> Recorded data
/---

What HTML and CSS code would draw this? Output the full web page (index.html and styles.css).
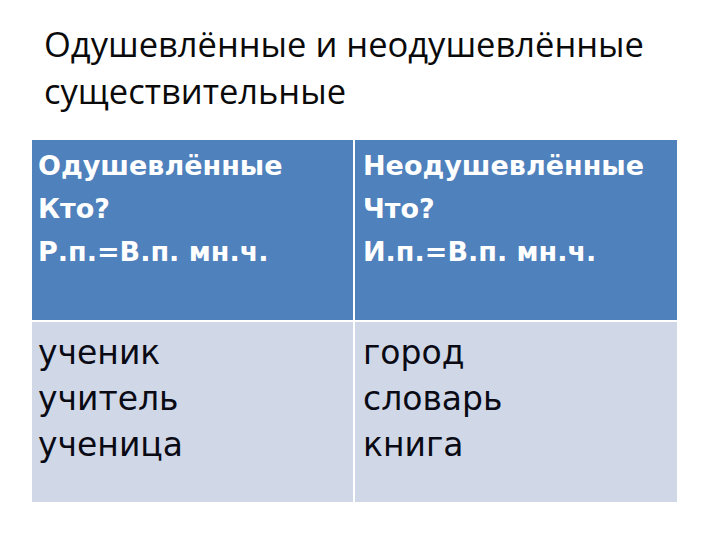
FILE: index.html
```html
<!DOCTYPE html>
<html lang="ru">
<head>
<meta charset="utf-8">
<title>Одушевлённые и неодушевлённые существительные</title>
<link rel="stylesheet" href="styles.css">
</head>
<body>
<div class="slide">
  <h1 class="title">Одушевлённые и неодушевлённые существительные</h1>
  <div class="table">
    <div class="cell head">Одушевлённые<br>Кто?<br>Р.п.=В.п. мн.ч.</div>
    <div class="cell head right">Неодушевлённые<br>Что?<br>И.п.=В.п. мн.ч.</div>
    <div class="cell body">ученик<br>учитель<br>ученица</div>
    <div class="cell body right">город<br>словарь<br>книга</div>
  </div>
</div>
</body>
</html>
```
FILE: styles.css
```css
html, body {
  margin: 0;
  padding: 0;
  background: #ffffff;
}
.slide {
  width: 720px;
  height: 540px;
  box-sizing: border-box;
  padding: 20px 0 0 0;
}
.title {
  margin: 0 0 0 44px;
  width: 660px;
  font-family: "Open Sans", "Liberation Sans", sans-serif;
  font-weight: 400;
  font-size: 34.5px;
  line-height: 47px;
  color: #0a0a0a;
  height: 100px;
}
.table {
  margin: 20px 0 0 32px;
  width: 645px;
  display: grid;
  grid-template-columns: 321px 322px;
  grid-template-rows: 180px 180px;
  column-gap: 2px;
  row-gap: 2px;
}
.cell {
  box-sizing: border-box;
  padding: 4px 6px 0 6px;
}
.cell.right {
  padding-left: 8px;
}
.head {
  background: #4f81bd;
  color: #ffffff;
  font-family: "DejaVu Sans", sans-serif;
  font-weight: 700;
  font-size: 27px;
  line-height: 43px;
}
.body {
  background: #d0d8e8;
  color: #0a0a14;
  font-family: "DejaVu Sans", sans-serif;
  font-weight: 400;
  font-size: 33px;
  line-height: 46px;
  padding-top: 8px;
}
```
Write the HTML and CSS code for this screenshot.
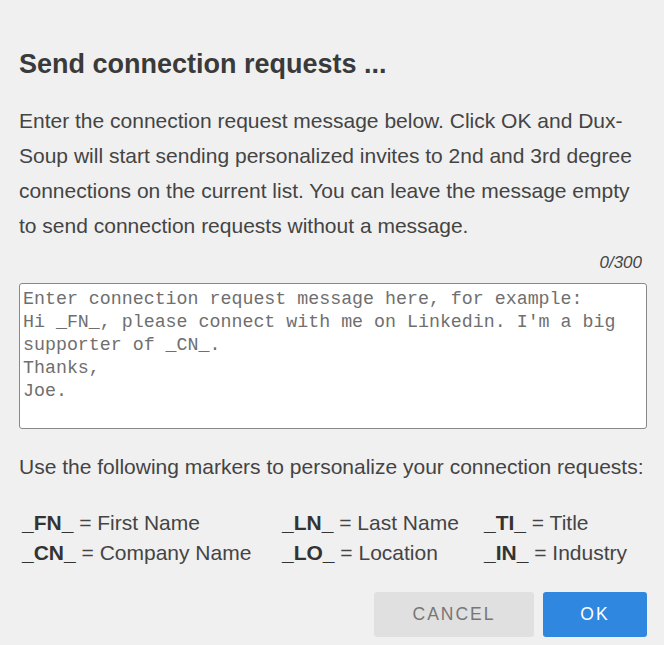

\---

> Exercise
Transcribe every entry word for word, but omit the pictures.

> Exercise answer
What HTML and CSS code would draw this? Output the full web page (index.html and styles.css).
FILE: index.html
```html
<!DOCTYPE html>
<html lang="ru">
<head>
<meta charset="utf-8">
<title>Одушевлённые и неодушевлённые существительные</title>
<link rel="stylesheet" href="styles.css">
</head>
<body>
<div class="slide">
  <h1 class="title">Одушевлённые и неодушевлённые существительные</h1>
  <div class="table">
    <div class="cell head">Одушевлённые<br>Кто?<br>Р.п.=В.п. мн.ч.</div>
    <div class="cell head right">Неодушевлённые<br>Что?<br>И.п.=В.п. мн.ч.</div>
    <div class="cell body">ученик<br>учитель<br>ученица</div>
    <div class="cell body right">город<br>словарь<br>книга</div>
  </div>
</div>
</body>
</html>
```
FILE: styles.css
```css
html, body {
  margin: 0;
  padding: 0;
  background: #ffffff;
}
.slide {
  width: 720px;
  height: 540px;
  box-sizing: border-box;
  padding: 20px 0 0 0;
}
.title {
  margin: 0 0 0 44px;
  width: 660px;
  font-family: "Open Sans", "Liberation Sans", sans-serif;
  font-weight: 400;
  font-size: 34.5px;
  line-height: 47px;
  color: #0a0a0a;
  height: 100px;
}
.table {
  margin: 20px 0 0 32px;
  width: 645px;
  display: grid;
  grid-template-columns: 321px 322px;
  grid-template-rows: 180px 180px;
  column-gap: 2px;
  row-gap: 2px;
}
.cell {
  box-sizing: border-box;
  padding: 4px 6px 0 6px;
}
.cell.right {
  padding-left: 8px;
}
.head {
  background: #4f81bd;
  color: #ffffff;
  font-family: "DejaVu Sans", sans-serif;
  font-weight: 700;
  font-size: 27px;
  line-height: 43px;
}
.body {
  background: #d0d8e8;
  color: #0a0a14;
  font-family: "DejaVu Sans", sans-serif;
  font-weight: 400;
  font-size: 33px;
  line-height: 46px;
  padding-top: 8px;
}
```
Write the HTML and CSS code for this screenshot.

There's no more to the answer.